The Elements of Programming Style
- Cover of the second edition
- Author: Brian W. Kernighan and P. J. Plauger
- Published: McGraw-Hill
- Publication date: 1978
- Pages: 168 pages
- ISBN: 978-0070342071

= The Elements of Programming Style =

1978 book by Brian W. Kernighan and P. J. Plauger

The Elements of Programming Style, by Brian W. Kernighan and P. J. Plauger, is a study of programming style, advocating the notion that computer programs should be written not only to satisfy the compiler or personal programming "style", but also for "readability" by humans, specifically software maintenance engineers, programmers and technical writers.

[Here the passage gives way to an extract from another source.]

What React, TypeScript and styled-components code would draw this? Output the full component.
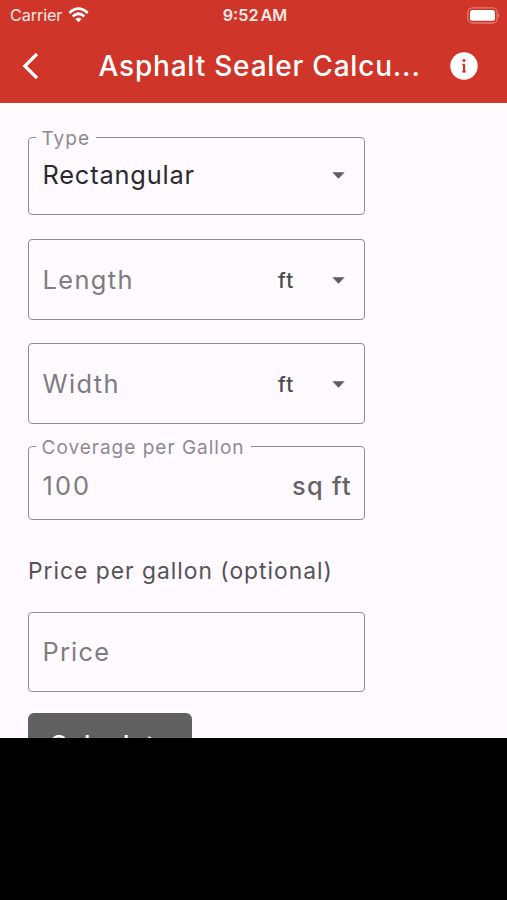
import React from "react";
import styled, { createGlobalStyle } from "styled-components";

const GlobalStyle = createGlobalStyle`
  * { box-sizing: border-box; }
  html, body { margin: 0; background: #000; overflow: hidden; }
  body { font-family: Inter, Roboto, sans-serif; }
`;

const Page = styled.div`
  width: 507px;
  height: 900px;
  background: #000;
`;

const Screen = styled.div`
  display: flex;
  flex-direction: column;
  height: 738px;
  overflow: hidden;
  background: #fefaff;
`;

const Header = styled.header`
  flex: none;
  height: 103px;
  background: #d03529;
  color: #fff;
`;

const StatusBar = styled.div`
  display: grid;
  grid-template-columns: 1fr auto 1fr;
  align-items: center;
  height: 30px;
  padding: 0 7px 0 10px;
  color: #fde9e6;
`;

const Carrier = styled.div`
  display: flex;
  align-items: center;
  gap: 6px;
  font-size: 16.2px;
  letter-spacing: -0.1px;
`;

const Clock = styled.div`
  font-size: 16.2px;
  font-weight: 600;
  word-spacing: -2px;
`;

const Battery = styled.svg`
  justify-self: end;
`;

const AppBar = styled.div`
  display: flex;
  align-items: center;
  height: 72px;
  padding: 0 29px 0 22px;
`;

const Title = styled.h1`
  flex: 1;
  margin: 0 0 0 58.5px;
  font-size: 28px;
  font-weight: 500;
  line-height: 40px;
  letter-spacing: 0.8px;
  white-space: nowrap;
`;

const Form = styled.main`
  display: flex;
  flex-direction: column;
  flex: none;
  width: 337px;
  margin: 34px 0 0 28px;
`;

const Field = styled.div<{ $height: number; $gap?: number; $drop?: number; $lift?: number }>`
  position: relative;
  display: flex;
  align-items: center;
  flex: none;
  height: ${(p) => p.$height}px;
  margin-top: ${(p) => p.$gap ?? 0}px;
  padding: ${(p) => p.$drop ?? 0}px 12px ${(p) => p.$lift ?? 0}px 13.5px;
  border: 1.4px solid #918d92;
  border-radius: 4px;
  line-height: 30px;
`;

const FloatingLabel = styled.span<{ $width: number }>`
  position: absolute;
  top: -11px;
  left: 7px;
  width: ${(p) => p.$width}px;
  padding-left: 5.5px;
  background: #fefaff;
  color: #8d8a8e;
  font-size: 19px;
  line-height: 24px;
  letter-spacing: 1px;
  white-space: nowrap;
`;

const Value = styled.span<{ $spacing?: number; $tone?: string }>`
  flex: 1;
  color: ${(p) => p.$tone ?? "#7e7c7e"};
  font-size: 25.4px;
  letter-spacing: ${(p) => p.$spacing ?? 1.4}px;
`;

const Unit = styled.span`
  width: 54px;
  padding-top: 2px;
  color: #4b494c;
  font-size: 20.5px;
  font-weight: 500;
  letter-spacing: 1.2px;
`;

const Suffix = styled.span`
  color: #666367;
  font-size: 25.4px;
  font-weight: 500;
  letter-spacing: 1.3px;
`;

const Arrow = styled.svg`
  flex: none;
  margin-right: 7px;
`;

const Caption = styled.p`
  margin: 36px 0 0;
  height: 30px;
  color: #555256;
  font-size: 22.8px;
  line-height: 30px;
  letter-spacing: 1px;
  white-space: nowrap;
`;

const Button = styled.button`
  flex: none;
  width: 164px;
  height: 64px;
  margin-top: 21px;
  padding: 0;
  border: 0;
  border-radius: 6px;
  background: #616161;
  color: #fff;
  font: 500 25.4px/64px Inter, sans-serif;
  letter-spacing: 0.9px;
`;

function DropArrow() {
  return (
    <Arrow width="13" height="7" viewBox="0 0 13 7">
      <path d="M0.3 0.2H12.7L6.5 6.8Z" fill="#605d61" />
    </Arrow>
  );
}

export default function App() {
  return (
    <Page>
      <GlobalStyle />
      <Screen>
        <Header>
          <StatusBar>
            <Carrier>
              Carrier
              <svg width="21" height="16" viewBox="0 0 21 16" fill="none" stroke="#fff" strokeWidth="2.7">
                <path d="M1.3 5.9Q10.5-2.5 19.7 5.9" />
                <path d="M4.7 9.4Q10.5 4.1 16.3 9.4" />
                <path d="M10.5 15.2L7.4 12Q10.5 9.5 13.6 12Z" fill="#fff" stroke="none" />
              </svg>
            </Carrier>
            <Clock>9:52 AM</Clock>
            <Battery width="33" height="17" viewBox="0 0 33 17">
              <rect x="0.8" y="0.8" width="29.4" height="15.2" rx="4.6" fill="none" stroke="#e07b71" strokeWidth="1.3" />
              <rect x="3" y="3" width="25" height="10.8" rx="2.6" fill="#fff" />
              <path d="M31.4 6Q33.2 8.4 31.4 10.8Z" fill="#e58e86" />
            </Battery>
          </StatusBar>
          <AppBar>
            <svg width="18" height="28" viewBox="0 0 18 28" fill="none" stroke="#fff" strokeWidth="3.2">
              <path d="M15 2L2.8 14L15 26" />
            </svg>
            <Title>Asphalt Sealer Calcu...</Title>
            <svg width="28" height="28" viewBox="0 0 28 28">
              <circle cx="14" cy="14" r="13.7" fill="#fff" />
              <g fill="#d03529">
                <circle cx="14" cy="8.4" r="1.5" />
                <path d="M12.3 11.8H15.2V19.2H16V20.4H12V19.2H12.9V13.1H12.3Z" />
              </g>
            </svg>
          </AppBar>
        </Header>
        <Form>
          <Field $height={78} $lift={2}>
            <FloatingLabel $width={60}>Type</FloatingLabel>
            <Value $tone="#2b292c" $spacing={0.8}>Rectangular</Value>
            <DropArrow />
          </Field>
          <Field $height={81} $gap={24} $drop={1}>
            <Value>Length</Value>
            <Unit>ft</Unit>
            <DropArrow />
          </Field>
          <Field $height={81} $gap={23} $drop={1}>
            <Value>Width</Value>
            <Unit>ft</Unit>
            <DropArrow />
          </Field>
          <Field $height={74} $gap={22} $drop={5}>
            <FloatingLabel $width={215}>Coverage per Gallon</FloatingLabel>
            <Value $spacing={2.1}>100</Value>
            <Suffix>sq ft</Suffix>
          </Field>
          <Caption>Price per gallon (optional)</Caption>
          <Field $height={80} $gap={26}>
            <Value $spacing={1.2}>Price</Value>
          </Field>
          <Button>Calculate</Button>
        </Form>
      </Screen>
    </Page>
  );
}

It was originally published in 1974.

The book pays explicit homage, in title and tone, to The Elements of Style, by Strunk & White and is considered a practical template promoting Edsger Dijkstra's structured programming discussions. It has been influential and has spawned a series of similar texts tailored to individual languages, such as The Elements of C Programming Style, The Elements of C# Style, The Elements of Java(TM) Style, The Elements of MATLAB Style, etc.

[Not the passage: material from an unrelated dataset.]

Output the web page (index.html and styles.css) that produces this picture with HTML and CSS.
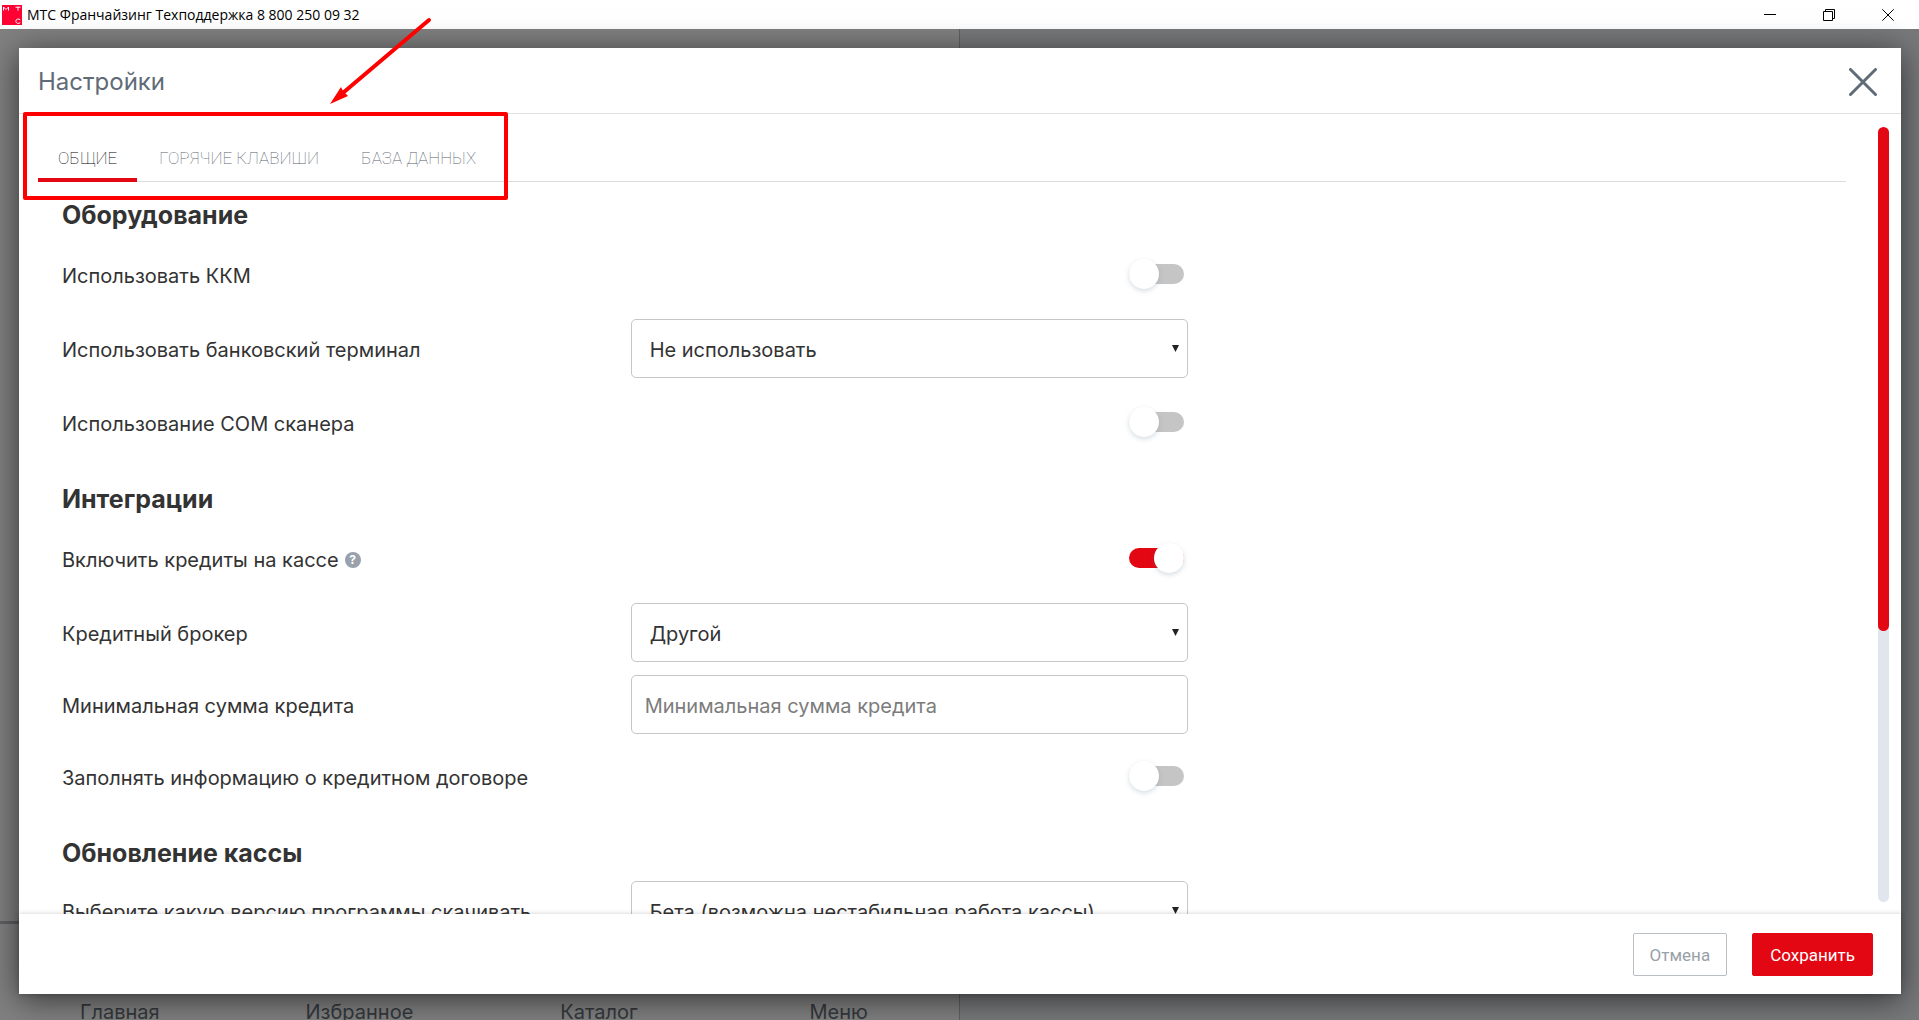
FILE: index.html
```html
<!DOCTYPE html>
<html lang="ru">
<head>
<meta charset="utf-8">
<title>МТС Франчайзинг</title>
<link rel="stylesheet" href="styles.css">
</head>
<body>
<header class="titlebar">
  <svg class="logo" width="20" height="20" viewBox="0 0 20 20" aria-hidden="true">
    <rect width="20" height="20" fill="#ff0032"/>
    <g fill="none" stroke="#fff" stroke-width="1">
      <path d="M1.500 5.500V2l2.500 2.500L6.500 2v3.500M13.500 2.200h5M16 2v3.700M18.300 14.700c-1.500-1.200-4.500-.8-4.500 1.500s3 2.800 4.500 1.500"/>
    </g>
  </svg>
  <span class="titlebar-text">МТС Франчайзинг Техподдержка 8 800 250 09 32</span>
  <div class="window-buttons">
    <button class="window-button" aria-label="Свернуть"><svg width="12" height="12" viewBox="0 0 12 12"><path d="M0 5.500h12"/></svg></button>
    <button class="window-button" aria-label="Восстановить"><svg width="12" height="12" viewBox="0 0 12 12"><path d="M.5 2.500h9v9h-9zM2.500 2.500v-2h9v9h-2"/></svg></button>
    <button class="window-button" aria-label="Закрыть окно"><svg width="12" height="12" viewBox="0 0 12 12"><path d="M.3.300l11.400 11.400M11.700.300L.3 11.700"/></svg></button>
  </div>
</header>

<div class="workspace">
  <div class="page">
    <nav class="page-nav">
      <a href="#home">Главная</a>
      <a href="#favorites">Избранное</a>
      <a href="#catalog">Каталог</a>
      <a href="#menu">Меню</a>
    </nav>
  </div>

  <section class="modal" role="dialog" aria-labelledby="modal-title">
    <header class="modal-header">
      <h1 class="modal-title" id="modal-title">Настройки</h1>
      <button class="modal-close" aria-label="Закрыть"><svg width="28" height="28" viewBox="0 0 28 28"><path d="M1.500 1.500l25 25M26.500 1.500l-25 25"/></svg></button>
    </header>

    <div class="modal-body">
      <div class="content">
        <div class="tabs" role="tablist">
          <button class="tab tab-active" role="tab" aria-selected="true">ОБЩИЕ</button>
          <button class="tab" role="tab" aria-selected="false">ГОРЯЧИЕ КЛАВИШИ</button>
          <button class="tab" role="tab" aria-selected="false">БАЗА ДАННЫХ</button>
        </div>

        <form class="panel">
          <section class="group">
            <h2 class="group-title">Оборудование</h2>
            <div class="row">
              <label for="kkm">Использовать ККМ</label>
              <input class="toggle" type="checkbox" id="kkm">
            </div>
            <div class="row">
              <label for="terminal">Использовать банковский терминал</label>
              <div class="select">
                <select class="field" id="terminal"><option>Не использовать</option></select>
                <svg class="arrow" width="7" height="7" viewBox="0 0 7 7"><path d="M0 0h7L3.500 7z"/></svg>
              </div>
            </div>
            <div class="row">
              <label for="scanner">Использование COM сканера</label>
              <input class="toggle" type="checkbox" id="scanner">
            </div>
          </section>

          <section class="group">
            <h2 class="group-title">Интеграции</h2>
            <div class="row">
              <div class="label-help">
                <label for="credits">Включить кредиты на кассе</label>
                <span class="help">?</span>
              </div>
              <input class="toggle" type="checkbox" id="credits" checked>
            </div>
            <div class="row">
              <label for="broker">Кредитный брокер</label>
              <div class="select">
                <select class="field" id="broker"><option>Другой</option></select>
                <svg class="arrow" width="7" height="7" viewBox="0 0 7 7"><path d="M0 0h7L3.500 7z"/></svg>
              </div>
            </div>
            <div class="row row-compact">
              <label for="minimum">Минимальная сумма кредита</label>
              <input class="field" type="text" id="minimum" placeholder="Минимальная сумма кредита">
            </div>
            <div class="row">
              <label for="contract">Заполнять информацию о кредитном договоре</label>
              <input class="toggle" type="checkbox" id="contract">
            </div>
          </section>

          <section class="group">
            <h2 class="group-title">Обновление кассы</h2>
            <div class="row row-compact">
              <label for="version">Выберите какую версию программы скачивать</label>
              <div class="select">
                <select class="field" id="version"><option>Бета (возможна нестабильная работа кассы)</option></select>
                <svg class="arrow" width="7" height="7" viewBox="0 0 7 7"><path d="M0 0h7L3.500 7z"/></svg>
              </div>
            </div>
          </section>
        </form>
      </div>
      <div class="scroll-track" aria-hidden="true"><div class="scroll-thumb"></div></div>
    </div>

    <footer class="modal-footer">
      <button class="button button-outline">Отмена</button>
      <button class="button button-primary">Сохранить</button>
    </footer>
  </section>
</div>

<div class="marker-frame"></div>
<svg class="marker-arrow" width="104" height="90" viewBox="0 0 104 90" aria-hidden="true">
  <path d="M101 3L16 75" fill="none" stroke="#f00" stroke-width="4" stroke-linecap="round"/>
  <path d="M2 87L13 70L15 74L18 77L20 79z" fill="#f00"/>
</svg>
</body>
</html>
```
FILE: styles.css
```css
* {
  box-sizing: border-box;
}

body {
  display: flex;
  flex-direction: column;
  height: 100vh;
  margin: 0;
  overflow: hidden;
  font: 20px/24px Inter, "Noto Sans", sans-serif;
  color: #333;
}

button {
  margin: 0;
  padding: 0;
  border: 0;
  background: none;
  font: inherit;
  cursor: pointer;
}

/* Window title bar */

.titlebar {
  display: flex;
  flex: none;
  align-items: center;
  height: 29px;
  padding: 0 2px;
  background: #fff;
  color: #000;
  font: 14px/20px "Open Sans", "Noto Sans", sans-serif;
}

.logo {
  margin-right: 5px;
}

.window-buttons {
  display: flex;
  height: 100%;
  margin-left: auto;
}

.window-button {
  display: grid;
  place-items: center;
  width: 59px;
}

.window-button svg {
  fill: none;
  stroke: #000;
}

/* Dimmed page behind the dialog */

.workspace {
  position: relative;
  flex: 1;
  min-height: 0;
  background: #78797b;
}

.page {
  display: flex;
  flex-direction: column;
  justify-content: flex-end;
  width: 50%;
  height: 100%;
  border-right: 1px solid #5f6062;
  background: #808080;
}

.page-nav {
  display: grid;
  grid-template-columns: repeat(4, 1fr);
  height: 99px;
  padding-top: 75px;
  overflow: hidden;
  border-top: 3px solid #5f6062;
  line-height: 26px;
  text-align: center;
}

.page-nav a {
  color: #33383d;
  text-decoration: none;
}

/* Settings dialog */

.modal {
  position: absolute;
  inset: 19px 18px 26px 19px;
  display: flex;
  flex-direction: column;
  background: #fff;
  box-shadow: 0 5px 30px rgba(0, 0, 0, .6);
}

.modal-header {
  display: flex;
  flex: none;
  align-items: center;
  justify-content: space-between;
  height: 66px;
  padding: 2px 24px 0 19px;
  border-bottom: 1px solid #dee0e2;
}

.modal-title {
  margin: 0;
  color: #606b78;
  font-size: 24px;
  font-weight: 400;
}

.modal-close {
  display: flex;
}

.modal-close svg {
  fill: none;
  stroke: #606b78;
  stroke-width: 3;
  stroke-linecap: round;
}

.modal-body {
  display: flex;
  flex: 1;
  min-height: 0;
}

.content {
  flex: 1;
  padding: 0 32px 0 19px;
  overflow: hidden;
}

.tabs {
  display: flex;
  gap: 2px;
  height: 68px;
  border-bottom: 1px solid #dadcde;
}

.tab {
  height: 68px;
  padding: 34px 20px 10px;
  border-bottom: 4px solid transparent;
  color: #57616c;
  font: 100 17px/20px Roboto, sans-serif;
}

.tab-active {
  border-color: #e30613;
  color: #000;
}

.panel {
  padding: 16px 0 0 24px;
}

.group + .group {
  margin-top: 23px;
}

.group-title {
  margin: 0 0 7px;
  padding-top: 2px;
  font-size: 25px;
  font-weight: 700;
  line-height: 30px;
}

.row {
  display: grid;
  grid-template-columns: 51fr 50fr 59fr;
  align-items: center;
  height: 74px;
}

.row-compact {
  height: 70px;
}

.row label {
  padding-top: 3px;
}

.label-help {
  display: flex;
  align-items: center;
  gap: 6px;
}

.help {
  width: 16px;
  height: 16px;
  margin-top: 4px;
  border-radius: 50%;
  background: #98a1ac;
  color: #fff;
  font-size: 12px;
  font-weight: 700;
  line-height: 16px;
  text-align: center;
}

.field {
  display: block;
  width: 100%;
  height: 59px;
  margin: 0;
  padding: 3px 13px 0;
  border: 1px solid #c6c6c6;
  border-radius: 5px;
  background: #fff;
  color: #333;
  font: inherit;
}

.field::placeholder {
  color: #7c7c7c;
  opacity: 1;
}

.select {
  position: relative;
}

.select .field {
  padding: 3px 18px 0;
  appearance: none;
}

.arrow {
  position: absolute;
  top: 26px;
  right: 9px;
  fill: #222;
  pointer-events: none;
}

.toggle {
  display: flex;
  align-items: center;
  justify-self: end;
  width: 55px;
  height: 20px;
  margin: 0 4px 0 0;
  border-radius: 10px;
  background: #c5c5c5;
  appearance: none;
}

.toggle::before {
  content: "";
  width: 30px;
  height: 30px;
  flex: none;
  border-radius: 50%;
  background: #fff;
  box-shadow: 0 2px 5px rgba(90, 120, 140, .25);
}

.toggle:checked {
  justify-content: flex-end;
  background: #e30613;
}

.scroll-track {
  width: 11px;
  margin: 13px 12px 12px 0;
  border-radius: 6px;
  background: #e1e5ee;
}

.scroll-thumb {
  height: 65%;
  border-radius: 6px;
  background: #e30613;
}

.modal-footer {
  z-index: 1;
  display: flex;
  flex: none;
  gap: 25px;
  justify-content: flex-end;
  padding: 19px 28px 18px;
  background: #fff;
  box-shadow: 0 0 5px rgba(0, 0, 0, .2);
}

.button {
  height: 43px;
  padding: 0 16px;
  border: 1px solid #b9bec3;
  border-radius: 2px;
  background: #fff;
  color: #98a1a9;
  font: 17px/20px Roboto, sans-serif;
}

.button-primary {
  padding: 0 17px;
  border-color: #e30613;
  background: #e30613;
  color: #fff;
}

/* Red annotation over the tabs */

.marker-frame {
  position: absolute;
  top: 112px;
  left: 23px;
  width: 485px;
  height: 88px;
  border: 4px solid #f00;
  border-radius: 2px;
}

.marker-arrow {
  position: absolute;
  top: 17px;
  left: 328px;
}
```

The book is built on short examples from actual, published programs in programming textbooks. This results in a practical treatment rather than an abstract or academic discussion. The style is diplomatic and generally sympathetic in its criticism, and unabashedly honest as well— some of the examples with which it finds fault are from the authors' own work (one example in the second edition is from the first edition).

==Lessons==
Its lessons are summarized at the end of each section in pithy maxims, such as "Let the machine do the dirty work":
1. Write clearly – don't be too clever.
2. Say what you mean, simply and directly.
3. Use library functions whenever feasible.
4. Avoid too many temporary variables.
5. Write clearly – don't sacrifice clarity for efficiency.
6. Let the machine do the dirty work.
7. Replace repetitive expressions by calls to common functions.
8. Parenthesize to avoid ambiguity.
9. Choose variable names that won't be confused.
10. Avoid unnecessary branches.
11. If a logical expression is hard to understand, try transforming it.
12. Choose a data representation that makes the program simple.
13. Write first in easy-to-understand pseudo language; then translate into whatever language you have to use.
14. Modularize. Use procedures and functions.
15. Avoid gotos completely if you can keep the program readable.
16. Don't patch bad code – rewrite it.
17. Write and test a big program in small pieces.
18. Use recursive procedures for recursively defined data structures.
19. Test input for plausibility and validity.
20. Make sure input doesn't violate the limits of the program.
21. Terminate input by end-of-file marker, not by count.
22. Identify bad input; recover if possible.
23. Make input easy to prepare and output self-explanatory.
24. Use uniform input formats.
25. Make input easy to proofread.
26. Use self-identifying input. Allow defaults. Echo both on output.
27. Make sure all variables are initialized before use.
28. Don't stop at one bug.
29. Use debugging compilers.
30. Watch out for off-by-one errors.
31. Take care to branch the right way on equality.
32. Be careful if a loop exits to the same place from the middle and the bottom.
33. Make sure your code does "nothing" gracefully.
34. Test programs at their boundary values.
35. Check some answers by hand.
36. 10.0 times 0.1 is hardly ever 1.0.
37. 7/8 is zero while 7.0/8.0 is not zero.
38. Don't compare floating point numbers solely for equality.
39. Make it right before you make it faster.
40. Make it fail-safe before you make it faster.
41. Make it clear before you make it faster.
42. Don't sacrifice clarity for small gains in efficiency.
43. Let your compiler do the simple optimizations.
44. Don't strain to re-use code; reorganize instead.
45. Make sure special cases are truly special.
46. Keep it simple to make it faster.
47. Don't diddle code to make it faster – find a better algorithm.
48. Instrument your programs. Measure before making efficiency changes.
49. Make sure comments and code agree.
50. Don't just echo the code with comments – make every comment count.
51. Don't comment bad code – rewrite it.
52. Use variable names that mean something.
53. Use statement labels that mean something.
54. Format a program to help the reader understand it.
55. Document your data layouts.
56. Don't over-comment.

Modern readers may find it a shortcoming that its examples use older procedural programming languages (Fortran and PL/I) that are quite different from those popular today. Few of today's popular languages had been invented when this book was written. However, many of the book's points that generally concern stylistic and structural issues transcend the details of particular languages.

==Reception==
Kilobaud Microcomputing stated that "If you intend to write programs to be used by other people, then you should read this book. If you expect to become a professional programmer, this book is mandatory reading".